It’s been a good summer in many ways. In July, my husband (who is a full-time teacher during the school year) worked part-time and the big kid had some day camp. We went to the pool a bit, played outside in the sprinklers some too.

In early August, we all took a trip to visit my dad and stepmom in California. It was really nice to see everyone, but traveling with little ones is far from relaxing. Still, the kids (especially the big one) remember it as an awesome time and are excited to travel again.

But now. This right here is my favorite thing in the world. No one has had work or other outside commitments for the past two weeks (and counting). It took me a few days to really relax into it, but oh my goodness, it’s good. I know that some people don’t love being home with no activities. And I have heard the words “I’m bored” uttered more times than I’d care to, but it doesn’t really matter when both parents are home to help (and our kids are finding stuff to do with a little nudge here and there).

I just love feeling this relaxed. I can feel each breath enter and exit my body. I can feel my heart beating slower. And I can enjoy the children—spend those few extra minutes inhaling their hair, watch the precise angle of their backs as they lean into the couch. I love the freedom of it all, not having to plan my day up to the minute so I can fit everything in and make everyone happy.

And sleeping. Taking turns sleeping in if the kids wake up too early (and dare I say that sometimes the kids are sleeping in themselves—wow!).

I know it will be impossible to bottle these feelings of slowness, solitude, and relaxation.

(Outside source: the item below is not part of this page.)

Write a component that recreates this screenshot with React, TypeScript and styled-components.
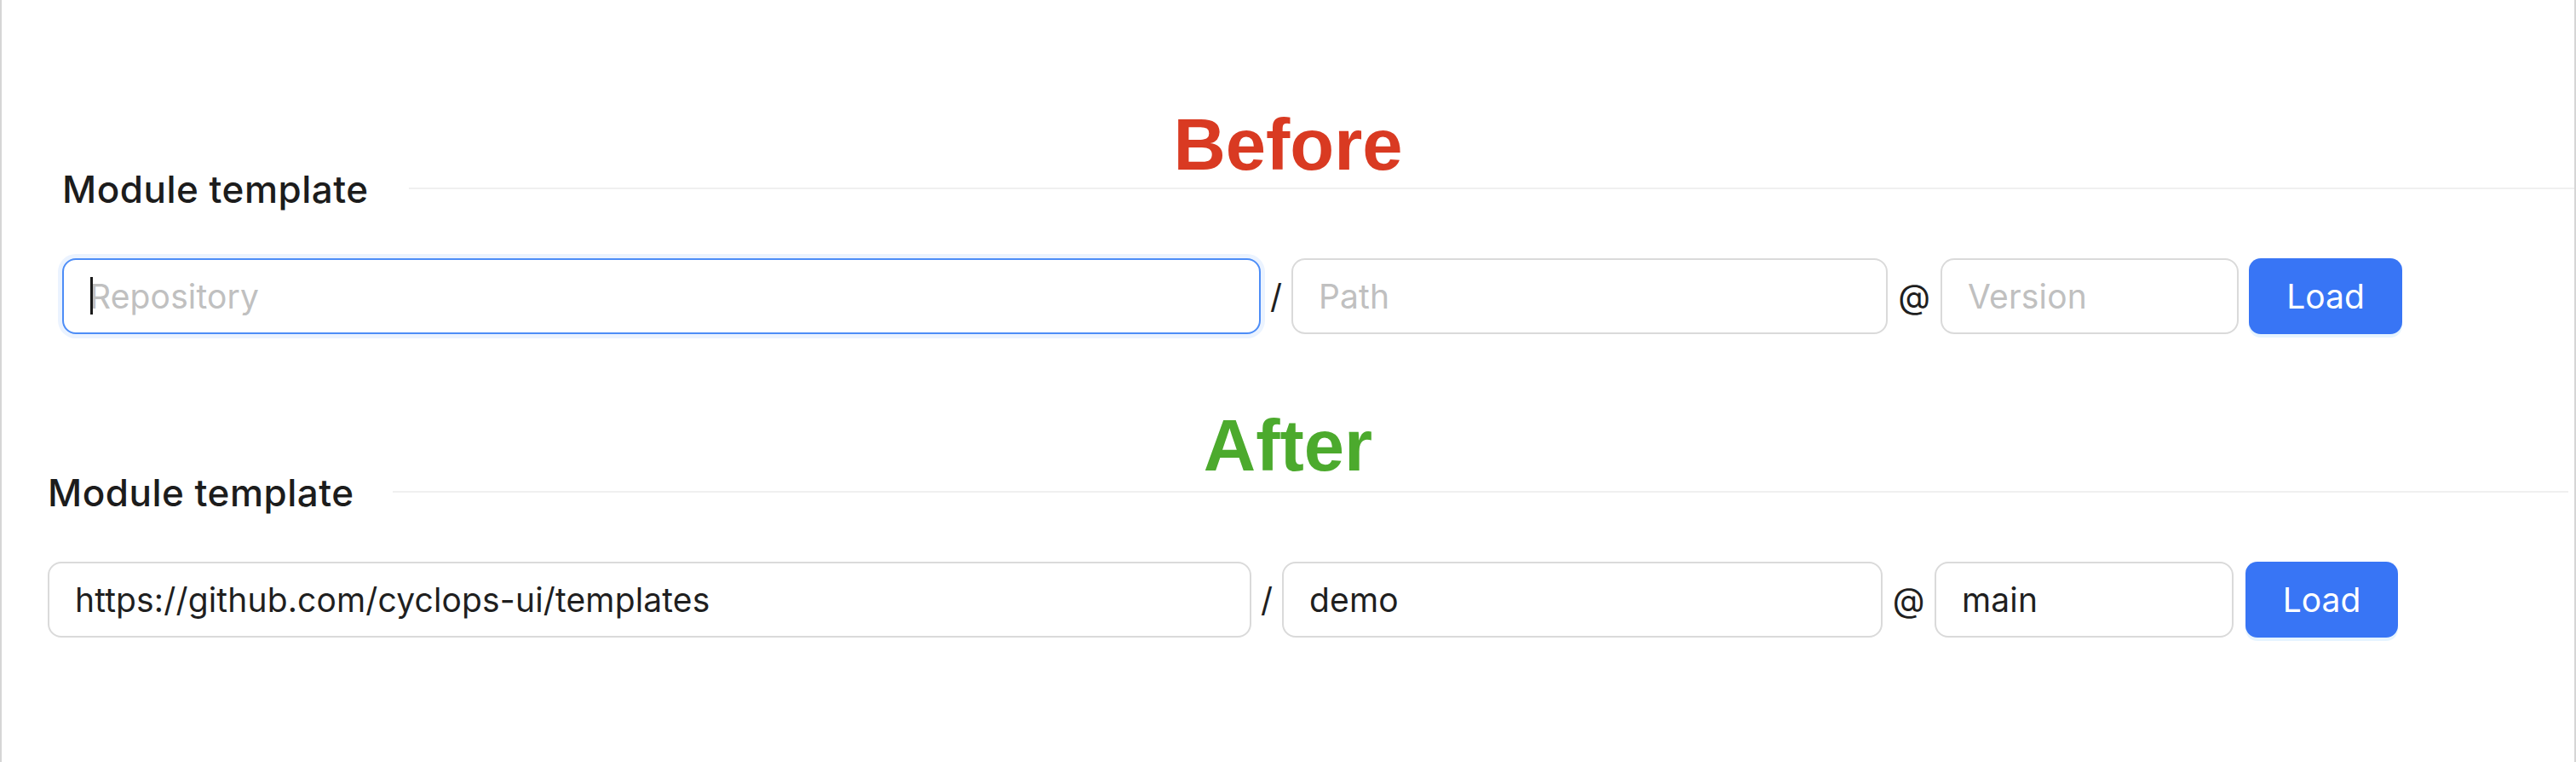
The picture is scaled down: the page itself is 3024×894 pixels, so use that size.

But I hope the goodness we have been feeling—that feeling of all being together, in sync, loving on one another—will propel us forward into the busyness of September with a little more patience and understanding.

Let’s face it—the busyness of modern life can kind of suck sometimes. Don’t get me wrong: I am grateful that my husband has a good job, that my kid goes to a school he likes, and I have the kind of flexible work schedule that allows me to be home for my kids pretty much all the time. I know new adventures await us all in the new school year, and I’m excited for them.

But I see this summer ending, and I feel a little sad. No, very sad. I just want to hold on a little longer. I like the nothingness of our days. But most of all, I like these people. They are pretty much the best thing I have in life. I am eternally grateful, and so in love.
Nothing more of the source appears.